Mit Suchard stammt zudem eine der ältesten und renommiertesten Marken in der Schokoladengeschichte aus der Schweiz. Das gilt auch für die in Bern ansässige Toblerone, die durch ihre dreieckige Form in der ganzen Welt einen hohen Bekanntheitsgrad geniesst. Heute befinden sich beide Unternehmen allerdings in Besitz des US-Süssigkeitenriesens Mondelēz, zu dem obendrein die prominente lila Milka-Schokolade zählt. Der weltgrösste Nahrungsmittelkonzern Nestlé engagiert sich ebenfalls im Schoggi-Markt und ist mit seinen Marken Nuts, Lion und KitKat unter den meistverkauften Schokoriegeln zu finden.

In Sachen Schoggi ist auch die in Zürich verwurzelte Barry Callebaut eine Nummer für sich. Hinter dem wohlklingenden Namen steckt der weltweit tonangebende Hersteller von hochwertigen Kakao- und Schokoladenprodukten im industriellen Bereich. Das Unternehmen wickelt von der Beschaffung der Kakaobohnen bis zum fertigen Produkt sämtliche Prozesse selbst ab. Das Hauptgeschäft ist die Versorgung der Süssigkeitenindustrie mit dem »braunen Gold«. Barry liefert also den Rohstoff für die Millionen Weihnachtsmänner, Osterhasen, Pralinen oder auch Tafeln und verkauft pro Jahr mehr als 2 Millionen Tonnen der braunen Masse. Wie erfolgreich Barry Callebaut ist, zeigt ein Blick in die Bilanz: Seit dem Geschäftsjahr 2005/2006 haben sich Umsatz und operativer Gewinn (Ebit) verdoppelt. Und das Unternehmen sieht sich weiter auf Wachstumskurs. Zwischen 2019/2020 und 2021/2022 steht eine durchschnittliche Steigerung der Verkaufsmenge um 4 bis 6 Prozent p.a. sowie ein Ebit-Plus über dem Volumenwachstum auf der Agenda.

Auf den Geschmack gekommen
Die Schweizer Verbraucher leisten einen nicht unwesentlichen Beitrag für die hohe Nachfrage nach der Süssware: Der Pro-Kopf-Konsum von Schokolade schwankte hierzulande in den vergangenen Jahren im Schnitt zwischen zehn und zwölf Kilogramm. Damit liegt die Schweiz hinter Deutschland auf Platz 2 der Länder mit dem höchsten Schoggi-Konsum in Europa. Die Alpenrepublik gehört zudem zu den Top 10 der grössten Schokoladenexporteure weltweit. Beinahe drei Viertel der Produktionsmenge der ansässigen Hersteller wird ins Ausland verkauft.

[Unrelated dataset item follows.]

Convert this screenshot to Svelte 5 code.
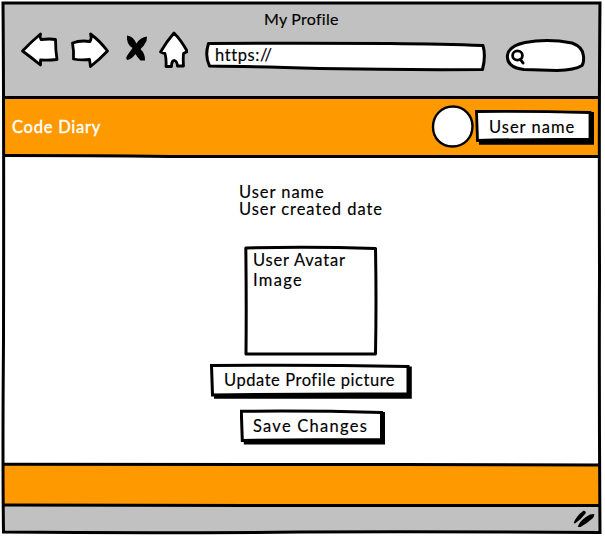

Der globale Erfolg der Schweizer Schoggi-Industrie lässt sich auch an den Aktienkursen ablesen. Die beiden kotierten Unternehmen Lindt & Sprüngli sowie Barry Callebaut konnten ihre Kapitalisierung im vergangenen Jahrzehnt um 180 respektive 160 Prozent erhöhen. Damit entwickelte sich das Duo deutlich stärker als der Gesamtmarkt, der SMIM kam in diesem Zeitraum »nur« um 95 Prozent voran. Daran anknüpfend lässt sich feststellen: Schokolade ist nicht nur etwas für Naschkatzen, sondern auch eine süsse Versuchung für Anleger.